• TASK TO COMPLETE
Without including any images, repeat the data exactly.

• COLLECTED DATA
________________________
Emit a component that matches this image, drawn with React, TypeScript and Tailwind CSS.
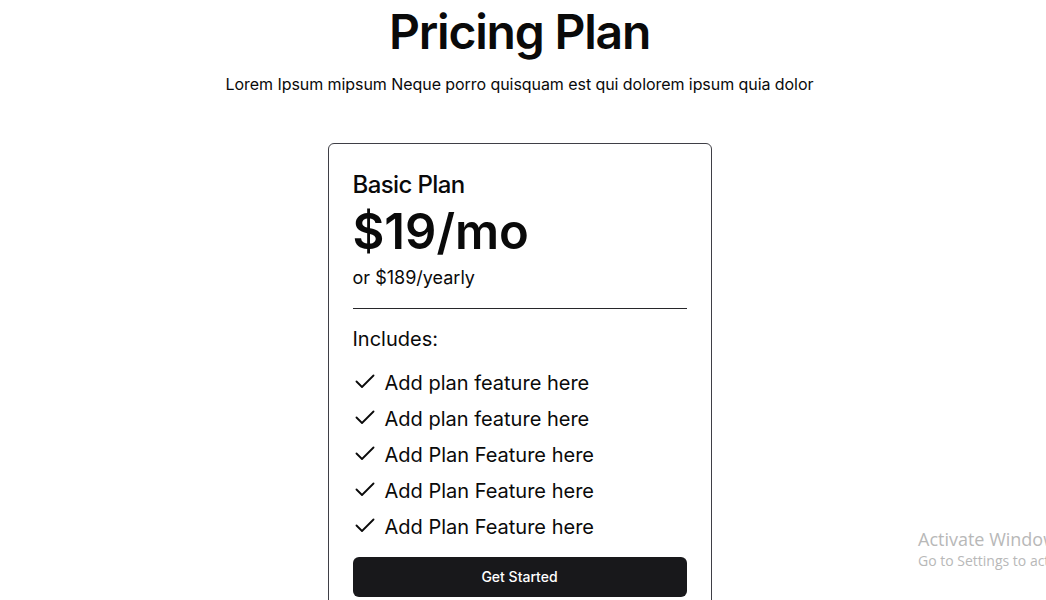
const features = [
  'Add plan feature here',
  'Add plan feature here',
  'Add Plan Feature here',
  'Add Plan Feature here',
  'Add Plan Feature here',
];

function CheckMark() {
  return (
    <svg width="20" height="14" viewBox="0 0 20 14" fill="none" className="shrink-0">
      <path d="M1.5 7.5 7 13 18.5 1.5" stroke="currentColor" strokeWidth="1.8" strokeLinecap="round" strokeLinejoin="round" />
    </svg>
  );
}

export default function App() {
  return (
    <div className="relative min-h-screen bg-white text-[#0a0a0a] font-['Inter',sans-serif] overflow-hidden">
      <div className="flex flex-col items-center pr-[7px]">
        <h1 className="text-5xl font-semibold leading-[64px] tracking-tight">Pricing Plan</h1>
        <p className="mt-2 text-base tracking-[-0.004em]">Lorem Ipsum mipsum Neque porro quisquam est qui dolorem ipsum quia dolor</p>

        <div className="mt-[47px] w-[384px] rounded-md border border-[#3f3f46] px-6 pb-6 pt-[25px]">
          <h2 className="text-2xl font-medium tracking-tight">Basic Plan</h2>
          <div className="mt-[3px] text-[49px] font-semibold leading-[56px]">$19/mo</div>
          <div className="mt-1 text-lg">or $189/yearly</div>
          <hr className="mt-4 border-t border-[#27272a]" />
          <div className="mt-4 text-xl">Includes:</div>
          <ul className="mt-3 flex flex-col">
            {features.map((f, i) => (
              <li key={i} className="flex h-9 items-center gap-2.5 text-xl">
                <span className="ml-0.5 flex -translate-y-0.5">
                  <CheckMark />
                </span>
                <span>{f}</span>
              </li>
            ))}
          </ul>
          <button className="mt-3 flex h-10 w-full items-center justify-center rounded-md bg-[#18181b] text-sm font-medium text-white">
            Get Started
          </button>
        </div>
      </div>

      <div className="absolute left-[918px] top-[527px] font-['Open_Sans',sans-serif] text-[#b8b8b8] whitespace-nowrap">
        <div className="text-lg leading-6">Activate Windows</div>
        <div className="text-sm">Go to Settings to activate Windows.</div>
      </div>
    </div>
  );
}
________________________
• OUTPUT OF THE EXERCISE
Emit a component that matches this image, drawn with React, TypeScript and Tailwind CSS.
const features = [
  'Add plan feature here',
  'Add plan feature here',
  'Add Plan Feature here',
  'Add Plan Feature here',
  'Add Plan Feature here',
];

function CheckMark() {
  return (
    <svg width="20" height="14" viewBox="0 0 20 14" fill="none" className="shrink-0">
      <path d="M1.5 7.5 7 13 18.5 1.5" stroke="currentColor" strokeWidth="1.8" strokeLinecap="round" strokeLinejoin="round" />
    </svg>
  );
}

export default function App() {
  return (
    <div className="relative min-h-screen bg-white text-[#0a0a0a] font-['Inter',sans-serif] overflow-hidden">
      <div className="flex flex-col items-center pr-[7px]">
        <h1 className="text-5xl font-semibold leading-[64px] tracking-tight">Pricing Plan</h1>
        <p className="mt-2 text-base tracking-[-0.004em]">Lorem Ipsum mipsum Neque porro quisquam est qui dolorem ipsum quia dolor</p>

        <div className="mt-[47px] w-[384px] rounded-md border border-[#3f3f46] px-6 pb-6 pt-[25px]">
          <h2 className="text-2xl font-medium tracking-tight">Basic Plan</h2>
          <div className="mt-[3px] text-[49px] font-semibold leading-[56px]">$19/mo</div>
          <div className="mt-1 text-lg">or $189/yearly</div>
          <hr className="mt-4 border-t border-[#27272a]" />
          <div className="mt-4 text-xl">Includes:</div>
          <ul className="mt-3 flex flex-col">
            {features.map((f, i) => (
              <li key={i} className="flex h-9 items-center gap-2.5 text-xl">
                <span className="ml-0.5 flex -translate-y-0.5">
                  <CheckMark />
                </span>
                <span>{f}</span>
              </li>
            ))}
          </ul>
          <button className="mt-3 flex h-10 w-full items-center justify-center rounded-md bg-[#18181b] text-sm font-medium text-white">
            Get Started
          </button>
        </div>
      </div>

      <div className="absolute left-[918px] top-[527px] font-['Open_Sans',sans-serif] text-[#b8b8b8] whitespace-nowrap">
        <div className="text-lg leading-6">Activate Windows</div>
        <div className="text-sm">Go to Settings to activate Windows.</div>
      </div>
    </div>
  );
}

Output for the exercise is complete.